Problem to work on = Transcribe the listing that follows in full, omitting pictures.

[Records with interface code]
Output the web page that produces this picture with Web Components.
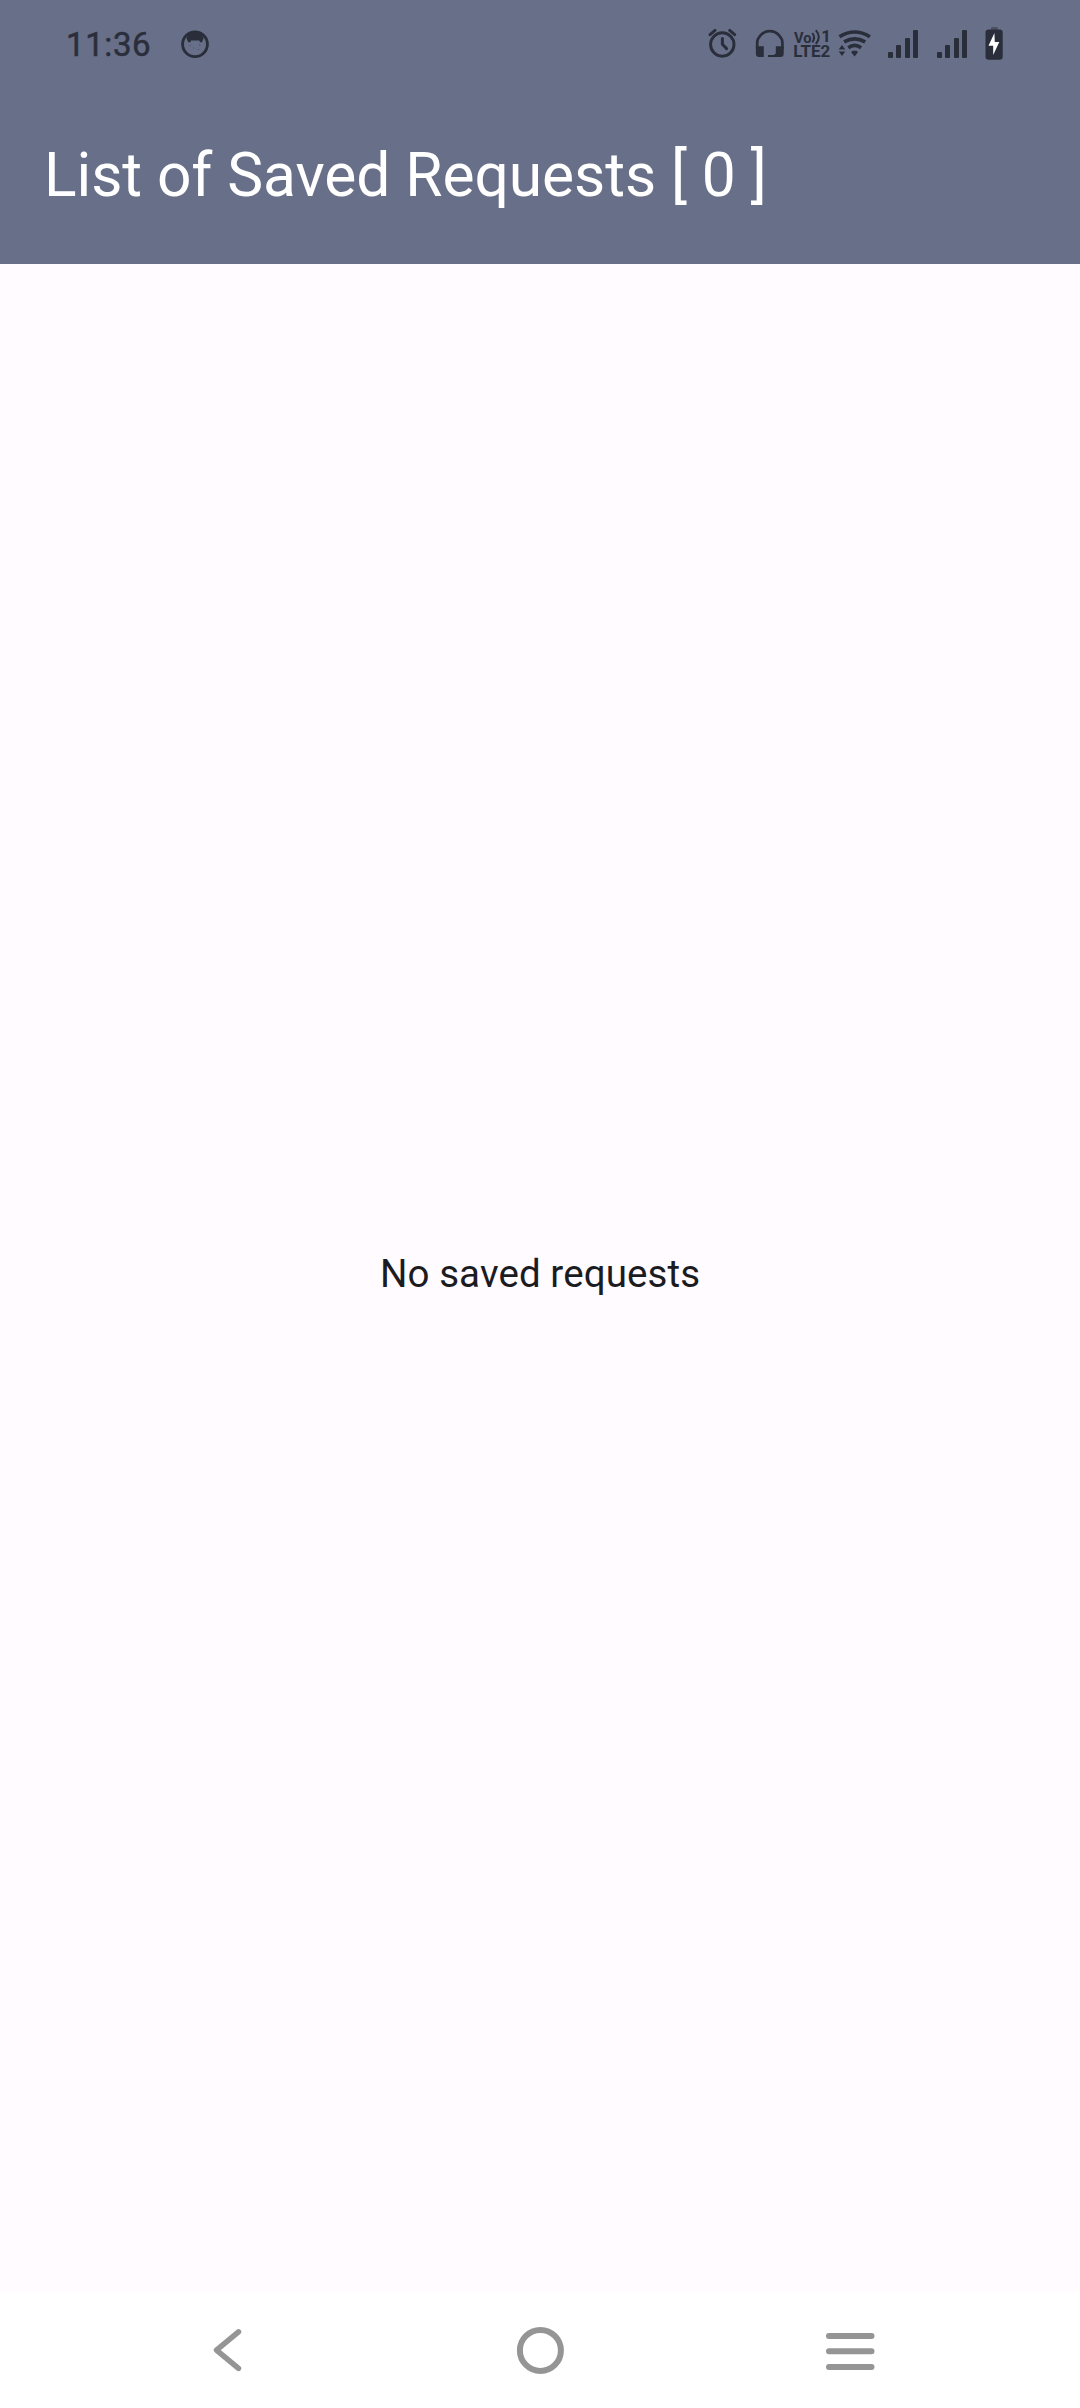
<!DOCTYPE html>
<html lang="en">
<head>
<meta charset="utf-8">
<title>List of Saved Requests</title>
<style>
html,body{margin:0;padding:0}
body{font-family:Roboto,sans-serif;width:1080px;height:2408px;overflow:hidden;background:#fffbff}
</style>
</head>
<body>
<saved-requests-screen></saved-requests-screen>
<script>
const define = (name, html) => customElements.define(name, class extends HTMLElement {
  constructor() {
    super();
    this.attachShadow({mode: 'open'}).innerHTML = html;
  }
});

define('signal-bars', `
<style>:host{display:flex;align-items:flex-end;gap:3.6px;width:31px;height:28px}
i{width:5px;border-radius:1px;background:#2a2e3b}</style>
<i style="height:6px"></i><i style="height:13px"></i><i style="height:20.5px"></i><i style="height:28px"></i>`);

define('status-bar', `
<style>
:host{display:flex;align-items:center;justify-content:space-between;height:88px;padding:0 77px 0 66px;box-sizing:border-box;color:#2a2e3b}
.side{display:flex;align-items:center}
.clock{font-size:33px;line-height:40px;font-weight:400;-webkit-text-stroke:.5px #2a2e3b;letter-spacing:.6px;width:114px;padding-top:2px}
svg{display:block;height:40px;flex:none}
text{font-family:Roboto,sans-serif;font-weight:700;fill:#2a2e3b}
</style>
<div class="side">
  <div class="clock">11:36</div>
  <svg width="30" viewBox="180 24 30 40"><circle cx="195" cy="44.2" r="12.4" fill="none" stroke="#2a2e3b" stroke-width="2.8"/><path d="M186.500 38.500Q188 31 195 31Q202 31 203.500 38.500L202 42.200L200 42.200L199.300 40.400L191 40.400L190.500 42.200L188.300 42.200Z" fill="#2a2e3b"/><path d="M189.500 45.500h1.200M199 45h1.200M193 48h1M198 49.500h1" stroke="#4a4f63" stroke-width="1"/></svg>
</div>
<div class="side">
  <svg width="30" viewBox="708 24 30 40" fill="none" stroke="#2a2e3b" stroke-linecap="round"><circle cx="722.300" cy="44.500" r="11.700" stroke-width="2.900"/><path d="M710 34.600L715 30.400M729.700 30.400L734.700 34.600" stroke-width="2.900"/><path d="M722.400 38.500V44.300L726.600 48.600" stroke-width="3" stroke-linejoin="round"/></svg>
  <svg width="30" viewBox="755 24 30 40" style="margin-left:17px"><path d="M757.200 49V43Q757.200 39 760.300 35.700Q764 31.100 769.800 31.100Q775.600 31.100 779.300 35.700Q782.400 39 782.400 43V49" fill="none" stroke="#2a2e3b" stroke-width="2.700"/><path d="M755.900 46.300H763.800V57H759Q755.900 57 755.900 53.800ZM775.800 46.300H783.700V53.800Q783.700 57 780.600 57H775.800L773.600 57H768V55H773.800L775.800 53.500Z" fill="#2a2e3b"/></svg>
  <svg width="38" viewBox="793 24 38 40" style="margin-left:8px"><text x="794" y="42.600" font-size="15.500" textLength="17.500" lengthAdjust="spacingAndGlyphs">Vo</text><path d="M812.300 33Q815.900 37.500 812.300 42.300M815.800 30.200Q821.800 37 815.800 44" fill="none" stroke="#2a2e3b" stroke-width="2"/><text x="821.200" y="41.500" font-size="16.800">1</text><text x="793.200" y="57" font-size="16" textLength="37" lengthAdjust="spacingAndGlyphs">LTE2</text></svg>
  <svg width="34" viewBox="838 24 34 40" style="margin-left:7px" fill="none" stroke="#2a2e3b" stroke-width="3.600"><path d="M839.500 36.700Q854.700 27.200 869.900 36.700M844.100 41.900Q854.700 35.800 865.200 41.900M848.300 47.800Q854.700 43.100 861.100 47.800"/><path d="M852.600 50.800H856.500Q858.500 51.800 857 53.500L854.600 56.500L852.100 53.500Q850.600 51.800 852.600 50.800ZM842 45L845.300 49.400H838.700ZM842 56L845.300 51.500H838.700Z" fill="#2a2e3b" stroke="none"/></svg>
  <signal-bars style="margin-left:16px"></signal-bars>
  <signal-bars style="margin-left:18px"></signal-bars>
  <svg width="18" viewBox="985.500 24 18 40" style="margin-left:17.500px"><rect x="991.500" y="27" width="6.800" height="4" rx="1" fill="#4b5063"/><rect x="986" y="29.500" width="17.200" height="30.200" rx="3" fill="#2a2e3b"/><path d="M994.900 33L989 45.800H993.700V55L999.800 41.900H995.300Z" fill="#fff"/></svg>
</div>`);

define('top-bar', `
<style>:host{display:flex;align-items:center;height:176px;box-sizing:border-box;padding:0 44px 2px 44px;color:#fff}
h1{margin:0;font-size:60.5px;line-height:77px;font-weight:400;letter-spacing:-.08px;white-space:pre}</style>
<h1><slot></slot></h1>`);

define('empty-state', `
<style>:host{display:flex;flex:1;align-items:center;justify-content:center;color:#1c1b1f;font-size:38.5px;line-height:55px;letter-spacing:.1px;padding-bottom:9px}</style>
<slot></slot>`);

define('nav-bar', `
<style>:host{display:flex;align-items:center;justify-content:space-between;height:116px;box-sizing:border-box;padding:0 203px;background:#fff}
svg{display:block;width:52px;height:52px;fill:none;stroke:#959595;stroke-width:6;stroke-linecap:round;stroke-linejoin:round}</style>
<svg viewBox="203 2324 52 52"><path d="M238.500 2331.800L216.500 2350.100L238.500 2368.400" stroke-width="5.500"/></svg>
<svg viewBox="514 2324 52 52"><circle cx="540.400" cy="2350.400" r="20.500"/></svg>
<svg viewBox="825 2324 52 52"><path d="M829 2336H871.500M829 2351.300H871.500M829 2367H871.500"/></svg>`);

define('saved-requests-screen', `
<style>:host{display:flex;flex-direction:column;width:1080px;height:2408px;background:#fffbff}
header{background:#686f88;height:264px;flex:none}</style>
<header><status-bar></status-bar><top-bar>List of Saved Requests [ 0 ]</top-bar></header>
<empty-state>No saved requests</empty-state>
<nav-bar></nav-bar>`);
</script>
</body>
</html>
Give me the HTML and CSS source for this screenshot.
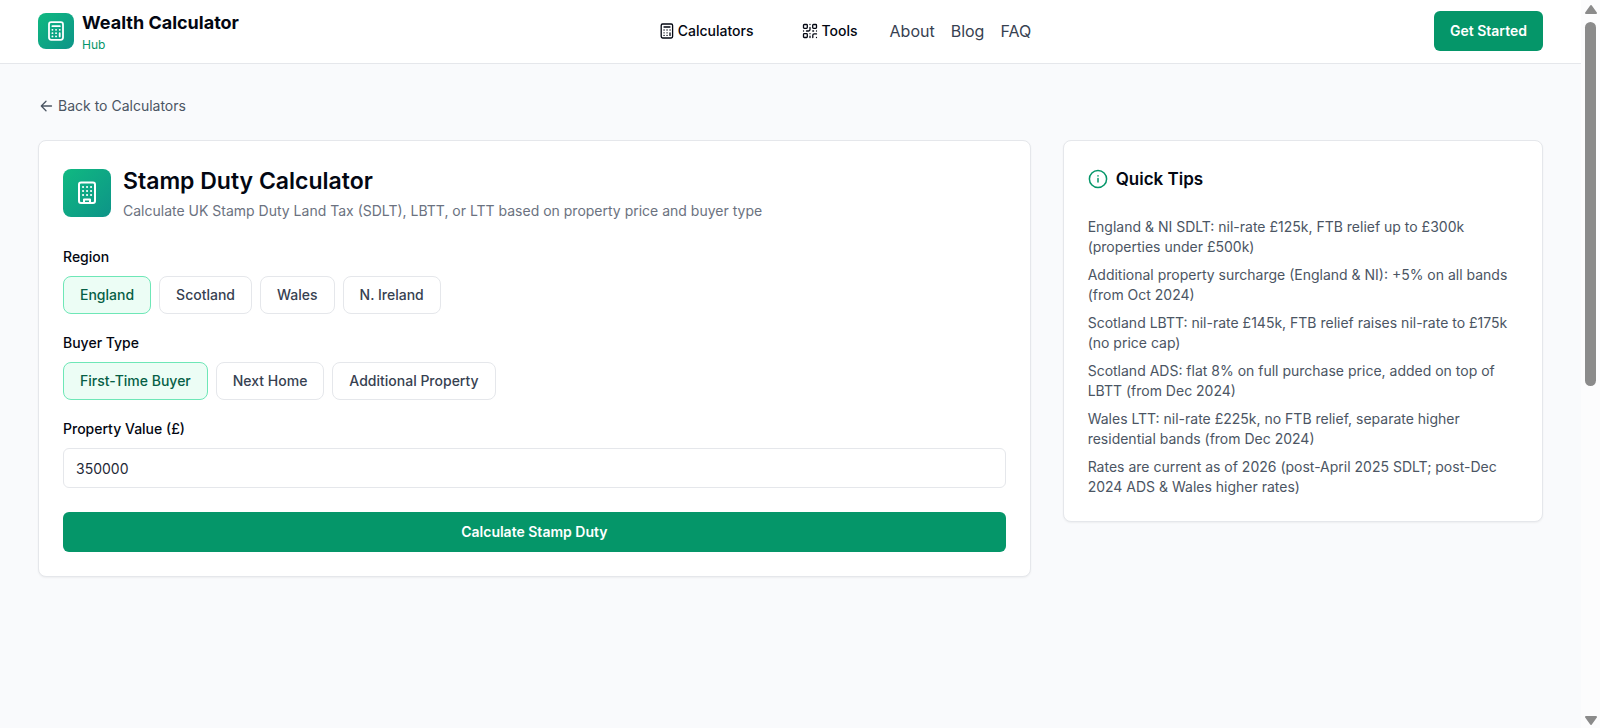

Output below =
Output the web page that produces this picture with Web Components.
<!DOCTYPE html>
<html lang="en">
<head>
<meta charset="utf-8">
<title>List of Saved Requests</title>
<style>
html,body{margin:0;padding:0}
body{font-family:Roboto,sans-serif;width:1080px;height:2408px;overflow:hidden;background:#fffbff}
</style>
</head>
<body>
<saved-requests-screen></saved-requests-screen>
<script>
const define = (name, html) => customElements.define(name, class extends HTMLElement {
  constructor() {
    super();
    this.attachShadow({mode: 'open'}).innerHTML = html;
  }
});

define('signal-bars', `
<style>:host{display:flex;align-items:flex-end;gap:3.6px;width:31px;height:28px}
i{width:5px;border-radius:1px;background:#2a2e3b}</style>
<i style="height:6px"></i><i style="height:13px"></i><i style="height:20.5px"></i><i style="height:28px"></i>`);

define('status-bar', `
<style>
:host{display:flex;align-items:center;justify-content:space-between;height:88px;padding:0 77px 0 66px;box-sizing:border-box;color:#2a2e3b}
.side{display:flex;align-items:center}
.clock{font-size:33px;line-height:40px;font-weight:400;-webkit-text-stroke:.5px #2a2e3b;letter-spacing:.6px;width:114px;padding-top:2px}
svg{display:block;height:40px;flex:none}
text{font-family:Roboto,sans-serif;font-weight:700;fill:#2a2e3b}
</style>
<div class="side">
  <div class="clock">11:36</div>
  <svg width="30" viewBox="180 24 30 40"><circle cx="195" cy="44.2" r="12.4" fill="none" stroke="#2a2e3b" stroke-width="2.8"/><path d="M186.500 38.500Q188 31 195 31Q202 31 203.500 38.500L202 42.200L200 42.200L199.300 40.400L191 40.400L190.500 42.200L188.300 42.200Z" fill="#2a2e3b"/><path d="M189.500 45.500h1.200M199 45h1.200M193 48h1M198 49.500h1" stroke="#4a4f63" stroke-width="1"/></svg>
</div>
<div class="side">
  <svg width="30" viewBox="708 24 30 40" fill="none" stroke="#2a2e3b" stroke-linecap="round"><circle cx="722.300" cy="44.500" r="11.700" stroke-width="2.900"/><path d="M710 34.600L715 30.400M729.700 30.400L734.700 34.600" stroke-width="2.900"/><path d="M722.400 38.500V44.300L726.600 48.600" stroke-width="3" stroke-linejoin="round"/></svg>
  <svg width="30" viewBox="755 24 30 40" style="margin-left:17px"><path d="M757.200 49V43Q757.200 39 760.300 35.700Q764 31.100 769.800 31.100Q775.600 31.100 779.300 35.700Q782.400 39 782.400 43V49" fill="none" stroke="#2a2e3b" stroke-width="2.700"/><path d="M755.900 46.300H763.800V57H759Q755.900 57 755.900 53.800ZM775.800 46.300H783.700V53.800Q783.700 57 780.600 57H775.800L773.600 57H768V55H773.800L775.800 53.500Z" fill="#2a2e3b"/></svg>
  <svg width="38" viewBox="793 24 38 40" style="margin-left:8px"><text x="794" y="42.600" font-size="15.500" textLength="17.500" lengthAdjust="spacingAndGlyphs">Vo</text><path d="M812.300 33Q815.900 37.500 812.300 42.300M815.800 30.200Q821.800 37 815.800 44" fill="none" stroke="#2a2e3b" stroke-width="2"/><text x="821.200" y="41.500" font-size="16.800">1</text><text x="793.200" y="57" font-size="16" textLength="37" lengthAdjust="spacingAndGlyphs">LTE2</text></svg>
  <svg width="34" viewBox="838 24 34 40" style="margin-left:7px" fill="none" stroke="#2a2e3b" stroke-width="3.600"><path d="M839.500 36.700Q854.700 27.200 869.900 36.700M844.100 41.900Q854.700 35.800 865.200 41.900M848.300 47.800Q854.700 43.100 861.100 47.800"/><path d="M852.600 50.800H856.500Q858.500 51.800 857 53.500L854.600 56.500L852.100 53.500Q850.600 51.800 852.600 50.800ZM842 45L845.300 49.400H838.700ZM842 56L845.300 51.500H838.700Z" fill="#2a2e3b" stroke="none"/></svg>
  <signal-bars style="margin-left:16px"></signal-bars>
  <signal-bars style="margin-left:18px"></signal-bars>
  <svg width="18" viewBox="985.500 24 18 40" style="margin-left:17.500px"><rect x="991.500" y="27" width="6.800" height="4" rx="1" fill="#4b5063"/><rect x="986" y="29.500" width="17.200" height="30.200" rx="3" fill="#2a2e3b"/><path d="M994.900 33L989 45.800H993.700V55L999.800 41.900H995.300Z" fill="#fff"/></svg>
</div>`);

define('top-bar', `
<style>:host{display:flex;align-items:center;height:176px;box-sizing:border-box;padding:0 44px 2px 44px;color:#fff}
h1{margin:0;font-size:60.5px;line-height:77px;font-weight:400;letter-spacing:-.08px;white-space:pre}</style>
<h1><slot></slot></h1>`);

define('empty-state', `
<style>:host{display:flex;flex:1;align-items:center;justify-content:center;color:#1c1b1f;font-size:38.5px;line-height:55px;letter-spacing:.1px;padding-bottom:9px}</style>
<slot></slot>`);

define('nav-bar', `
<style>:host{display:flex;align-items:center;justify-content:space-between;height:116px;box-sizing:border-box;padding:0 203px;background:#fff}
svg{display:block;width:52px;height:52px;fill:none;stroke:#959595;stroke-width:6;stroke-linecap:round;stroke-linejoin:round}</style>
<svg viewBox="203 2324 52 52"><path d="M238.500 2331.800L216.500 2350.100L238.500 2368.400" stroke-width="5.500"/></svg>
<svg viewBox="514 2324 52 52"><circle cx="540.400" cy="2350.400" r="20.500"/></svg>
<svg viewBox="825 2324 52 52"><path d="M829 2336H871.500M829 2351.300H871.500M829 2367H871.500"/></svg>`);

define('saved-requests-screen', `
<style>:host{display:flex;flex-direction:column;width:1080px;height:2408px;background:#fffbff}
header{background:#686f88;height:264px;flex:none}</style>
<header><status-bar></status-bar><top-bar>List of Saved Requests [ 0 ]</top-bar></header>
<empty-state>No saved requests</empty-state>
<nav-bar></nav-bar>`);
</script>
</body>
</html>
Give me the HTML and CSS source for this screenshot.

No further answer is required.